We got to some bus station in the middle of the night and were trapped into the only bus there, which we weren’t sure was going to the right place.  And the thing about South East Asia is, never ask the locals, and definitely never ask the attendant of the bus, because he will lie to you to get you on his bus.  They figure, well, I go to within 6 miles of where they want to go so yes, this is the right bus.  But of course we were the only Westerners stumbling around with our mouths open trying to figure out a non-intuitive system, so we had to just trust it.

Joe was watching the map as we progressed and suddenly realized that we were close to where we wanted to go, but that we would be passing by it very soon.  We told the bus to stop, but the attendant tried to convince us that we weren’t there yet.  But Joe had decided and I had as well that this was our stop.  We don’t know if the bus went closer to Borobudur later, by some circuitous route, and we wouldn’t wait to find out!

But then suddenly there were no taxis.  This must have been why they didn’t drop people there in the first place—there were no taxis and no need for taxis there.  We felt a bit trapped.  We went to a convenience store where we tried to communicate that we needed a taxi or some way to get to Borobudur.  They weren’t sure how to help us.
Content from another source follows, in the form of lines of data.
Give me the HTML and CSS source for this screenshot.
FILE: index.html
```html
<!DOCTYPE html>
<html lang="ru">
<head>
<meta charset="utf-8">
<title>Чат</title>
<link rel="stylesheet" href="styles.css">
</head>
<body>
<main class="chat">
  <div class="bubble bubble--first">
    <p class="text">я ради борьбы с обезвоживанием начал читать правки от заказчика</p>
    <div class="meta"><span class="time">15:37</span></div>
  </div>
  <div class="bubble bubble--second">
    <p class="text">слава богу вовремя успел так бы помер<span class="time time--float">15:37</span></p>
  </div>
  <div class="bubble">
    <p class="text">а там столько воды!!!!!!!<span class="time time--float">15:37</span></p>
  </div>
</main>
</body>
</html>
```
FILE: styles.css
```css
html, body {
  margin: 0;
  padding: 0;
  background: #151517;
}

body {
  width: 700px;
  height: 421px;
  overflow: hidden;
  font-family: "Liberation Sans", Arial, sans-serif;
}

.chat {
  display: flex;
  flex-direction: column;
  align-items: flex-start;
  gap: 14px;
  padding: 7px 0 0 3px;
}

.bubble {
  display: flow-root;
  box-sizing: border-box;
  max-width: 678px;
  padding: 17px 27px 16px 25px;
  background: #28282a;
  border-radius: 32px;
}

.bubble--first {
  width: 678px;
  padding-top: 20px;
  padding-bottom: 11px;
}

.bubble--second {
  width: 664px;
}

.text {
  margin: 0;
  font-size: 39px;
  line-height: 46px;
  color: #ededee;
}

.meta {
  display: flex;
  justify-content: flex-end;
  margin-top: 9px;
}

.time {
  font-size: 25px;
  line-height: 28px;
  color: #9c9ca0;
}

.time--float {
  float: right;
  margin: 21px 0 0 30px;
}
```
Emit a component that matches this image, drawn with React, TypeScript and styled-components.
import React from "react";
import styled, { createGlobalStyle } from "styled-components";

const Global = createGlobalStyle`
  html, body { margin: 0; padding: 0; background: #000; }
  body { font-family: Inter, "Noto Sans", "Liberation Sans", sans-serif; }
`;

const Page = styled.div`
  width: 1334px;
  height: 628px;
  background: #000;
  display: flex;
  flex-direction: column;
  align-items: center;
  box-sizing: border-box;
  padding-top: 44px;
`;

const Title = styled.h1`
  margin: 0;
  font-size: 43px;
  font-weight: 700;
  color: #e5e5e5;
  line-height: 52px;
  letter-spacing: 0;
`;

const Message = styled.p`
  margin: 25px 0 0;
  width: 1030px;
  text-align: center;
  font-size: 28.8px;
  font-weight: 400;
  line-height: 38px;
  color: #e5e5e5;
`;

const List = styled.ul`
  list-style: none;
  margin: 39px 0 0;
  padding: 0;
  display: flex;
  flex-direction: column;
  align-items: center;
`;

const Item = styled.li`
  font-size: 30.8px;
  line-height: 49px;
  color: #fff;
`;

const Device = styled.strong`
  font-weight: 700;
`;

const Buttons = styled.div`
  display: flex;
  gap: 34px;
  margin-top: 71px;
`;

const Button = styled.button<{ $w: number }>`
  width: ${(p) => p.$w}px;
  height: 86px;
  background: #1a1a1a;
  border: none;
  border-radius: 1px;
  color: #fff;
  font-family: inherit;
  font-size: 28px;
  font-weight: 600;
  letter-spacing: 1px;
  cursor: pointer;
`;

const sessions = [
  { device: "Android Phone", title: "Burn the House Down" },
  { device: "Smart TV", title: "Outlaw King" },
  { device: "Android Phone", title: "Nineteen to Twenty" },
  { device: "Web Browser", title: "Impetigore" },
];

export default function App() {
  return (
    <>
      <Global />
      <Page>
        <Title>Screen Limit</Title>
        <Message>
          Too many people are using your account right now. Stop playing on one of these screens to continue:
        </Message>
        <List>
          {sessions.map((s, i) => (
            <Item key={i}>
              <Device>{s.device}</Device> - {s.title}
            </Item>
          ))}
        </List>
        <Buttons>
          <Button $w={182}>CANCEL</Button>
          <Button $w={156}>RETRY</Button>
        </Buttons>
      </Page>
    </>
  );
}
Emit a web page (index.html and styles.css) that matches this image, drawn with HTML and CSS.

Fortunately a car pulled up that had some English speakers in it.  We offered to pay them (quite handsomely, I think) to take us there.  They agreed, which was very kind of them.  They were nice and the ride was pleasant, but I couldn’t help thinking how unfair it was that these rather well-off dudes in the sleek black SUV were getting money for something that a poorer person could have done, which would earn the poor person some much needed cash.  Oh well.  They got us there and we were grateful.

The dropped us in the town center, as we were supposed to only be a block away.  We had a heck of a time finding the place though, as it was a good kilometer or two farther down the road than the map said.  But we finally found it, they gave us a welcome coffee, and we went to sleep quite tired.
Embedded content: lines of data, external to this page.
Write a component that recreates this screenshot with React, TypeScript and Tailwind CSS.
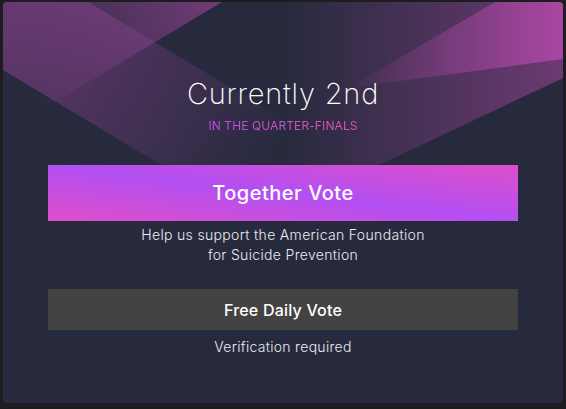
import React from "react";

function Backdrop() {
  return (
    <svg
      className="absolute inset-0 h-full w-full"
      viewBox="0 0 560 401"
      preserveAspectRatio="none"
      aria-hidden="true"
    >
      <defs>
        <linearGradient id="zFade" x1="219" y1="0" x2="40" y2="110" gradientUnits="userSpaceOnUse">
          <stop offset="0" stopColor="#b04aa8" stopOpacity="0.55" />
          <stop offset="1" stopColor="#b04aa8" stopOpacity="0" />
        </linearGradient>
        <linearGradient id="yFade" x1="0" y1="30" x2="260" y2="180" gradientUnits="userSpaceOnUse">
          <stop offset="0" stopColor="#a848a8" stopOpacity="0.45" />
          <stop offset="1" stopColor="#a848a8" stopOpacity="0" />
        </linearGradient>
        <linearGradient id="qFade" x1="280" y1="0" x2="560" y2="0" gradientUnits="userSpaceOnUse">
          <stop offset="0" stopColor="#b04aa8" stopOpacity="0" />
          <stop offset="1" stopColor="#b04aa8" stopOpacity="0.5" />
        </linearGradient>
        <linearGradient id="pFade" x1="340" y1="0" x2="560" y2="0" gradientUnits="userSpaceOnUse">
          <stop offset="0" stopColor="#d04fc0" stopOpacity="0" />
          <stop offset="1" stopColor="#d04fc0" stopOpacity="0.6" />
        </linearGradient>
      </defs>
      <polygon points="0,0 219,0 0,131" fill="url(#zFade)" />
      <polygon points="0,0 85,0 400,189 400,308 0,68" fill="url(#yFade)" />
      <polygon points="230,0 560,0 560,76 300,199" fill="url(#qFade)" />
      <polygon points="492,0 560,0 560,57 345,86" fill="url(#pFade)" />
    </svg>
  );
}

export default function App() {
  return (
    <div
      className="flex h-[409px] w-[566px] bg-[#1d1d21] pl-[3px] pt-[2px]"
      style={{ fontFamily: "Inter, 'Noto Sans', sans-serif" }}
    >
      <div className="relative h-[401px] w-[560px] overflow-hidden rounded-[4px] bg-[#272a3d]">
        <Backdrop />
        <div className="relative flex flex-col items-center px-[45px] pt-[72px]">
          <h1 className="text-[29px] font-extralight leading-[40px] tracking-[0.8px] text-white">
            Currently 2nd
          </h1>
          <p className="mt-[3px] bg-gradient-to-r from-[#b84fe4] to-[#e04fb4] bg-clip-text text-[12px] font-normal uppercase leading-[18px] tracking-[0.1px] text-transparent">
            In the Quarter-Finals
          </p>
          <button className="mt-[30px] flex h-[56px] w-full items-center justify-center bg-[linear-gradient(to_top_right,#de4fca,#b34ff2,#de4fca)] text-[20px] font-medium tracking-[0.5px] text-white">
            Together Vote
          </button>
          <p className="mt-[4px] text-center text-[14px] font-light leading-[20px] tracking-[0.33px] text-[#ebebf2]">
            Help us support the American Foundation
            <br />
            for Suicide Prevention
          </p>
          <button className="mt-[24px] flex h-[41px] w-full items-center justify-center bg-[#434343] text-[16px] font-medium tracking-[0.2px] text-white">
            Free Daily Vote
          </button>
          <p className="mt-[7px] text-[14px] font-light leading-[20px] tracking-[0.3px] text-[#ebebf2]">
            Verification required
          </p>
        </div>
      </div>
    </div>
  );
}
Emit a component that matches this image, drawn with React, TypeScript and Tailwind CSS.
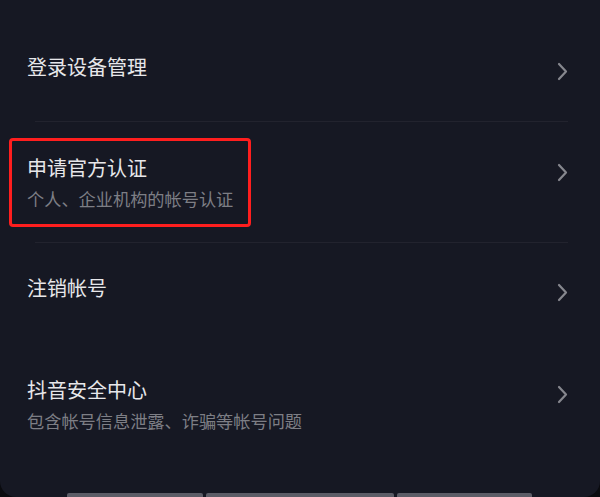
import React from "react";

const font = { fontFamily: '"Noto Sans CJK SC", "Noto Sans", sans-serif' };

function Chevron() {
  return (
    <svg width={11} height={19} viewBox="0 0 11 19" fill="none" className="mt-[9px] shrink-0">
      <path d="M2 2L9 9.5L2 17" stroke="#86878e" strokeWidth="2.2" strokeLinecap="round" strokeLinejoin="round" />
    </svg>
  );
}

function Row({ title, sub, className }: { title: string; sub?: string; className: string }) {
  return (
    <div className={`flex items-start justify-between pl-[27px] pr-[32px] ${className}`}>
      <div className="flex flex-col">
        <div className="text-[20px] leading-[28px] text-[#e7e7ea]">{title}</div>
        {sub ? <div className="mt-[5px] text-[17.2px] leading-[24px] text-[#7d7e85]">{sub}</div> : null}
      </div>
      <Chevron />
    </div>
  );
}

export default function App() {
  return (
    <div className="relative h-[497px] w-[600px] overflow-hidden bg-[#0a0b0f]" style={font}>
      <div className="flex h-full flex-col rounded-b-[16px] bg-[#161823]">
        <Row title="登录设备管理" className="pt-[53px] pb-[40px]" />
        <div className="ml-[35px] mr-[32px] h-px bg-[#22232e]" />
        <Row title="申请官方认证" sub="个人、企业机构的帐号认证" className="pt-[32px] pb-[31px]" />
        <div className="ml-[35px] mr-[32px] h-px bg-[#22232e]" />
        <Row title="注销帐号" className="pt-[31px] pb-[37px]" />
        <Row title="抖音安全中心" sub="包含帐号信息泄露、诈骗等帐号问题" className="pt-[37px]" />
      </div>

      {/* annotation box */}
      <div className="absolute left-[9px] top-[138px] h-[89px] w-[242px] rounded-[4px] border-[3px] border-[#ff1e1e]" />

      {/* bottom tabs peeking */}
      <div className="absolute bottom-0 left-[67px] flex gap-[3px]">
        <div className="h-[4px] w-[136px] rounded-t-[2px] bg-[#5c5d67]" />
        <div className="h-[4px] w-[188px] rounded-t-[2px] bg-[#5c5d67]" />
        <div className="h-[4px] w-[135px] rounded-t-[2px] bg-[#5c5d67]" />
      </div>
    </div>
  );
}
The morning view from the room was stunning.  The room itself was one of the worst ones we have stayed in (and included a tiny scorpion that I found in the bathroom!), but the view was out onto rice paddies that were different colors on the continuum between bright green and the very harvestable dusty tan.  Joe saw some workers in the field harvesting the rice by hand and felt moved to go out and meet them and take pictures.  They laughed at him, but it made me happy.  He’s a good-hearted human being like that and he likes to experience real life with real people.  He came back all charged.

We decided to go to Borobudur later in the day so that we could catch the sunset view from it.  We planned to stay another night, but wondered if we could find someplace that was a little nicer—maybe one without scorpions.  We walked all around the back roads of the little town, but didn’t find much.  Coincidentally we walked past a shop on one of the back roads and Joe asked for some glue.  The soles of his sandals were separating from the rest and the problem would probably only get worse.  A man came out of the shop, told Joe to hand him the shoe and then proceeded to glue it back together with surprising diligence.  When Joe asked if he could pay for the glue, the man said no repeatedly.  It was so lovely that he was genuinely helping for no material benefit.
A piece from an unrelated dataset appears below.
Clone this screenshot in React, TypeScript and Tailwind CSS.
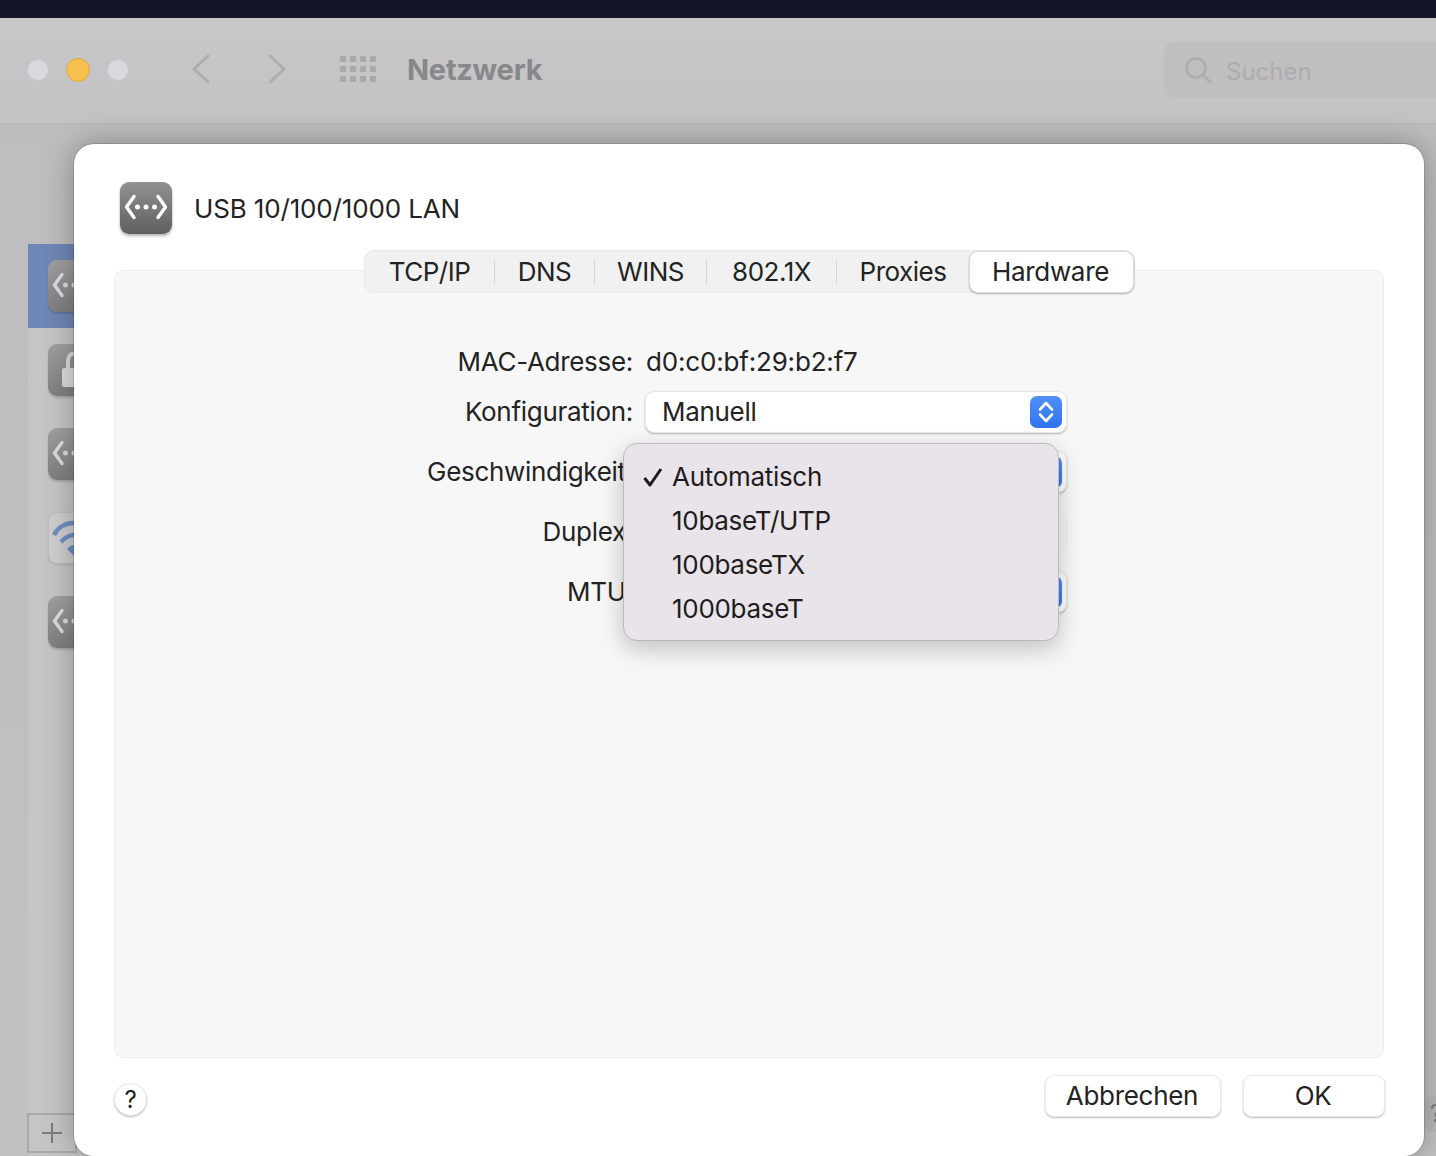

We talked a bit with the family, including one guy who rode past on a motorcycle whose English was really good, but he almost seemed like he wanted to sell us on a place.  To his credit, he left us pretty well alone so we could appreciate the fixed shoe as we walked.  We were almost sold on one pretty nice place that seemed like the place the people had suggested, until we realized how close it was to the mosque, which killed it.  I’m not really a fan of the 4am call-to-prayer.  We found a restaurant and had some lunch.

So Joe and I split up for a bit, as I wanted to see if I could send the first batch of postcards and he needed to go home and get his camera battery before we went in the park.

I walked all the way to the other side of the little town only to see that the post office was closed for some reason.  I was bummed because it takes a bit of effort to find post offices and send things off, and here it was closed during normal business hours mid-week.  But I wasn’t the only one confused, as some boys poked their heads inside the home to the side to see if the family had the post office open.  Nope, definitely closed, even to locals.

So I went back to the place agreed upon to meet Joe for an afternoon iced coffee.  It was like a thick shake, sooo gooooood.

We walked to Borobudur, where we showed our tickets and were given another welcome coffee, which we happily accepted.  It is a wonder how happy coffee can make me.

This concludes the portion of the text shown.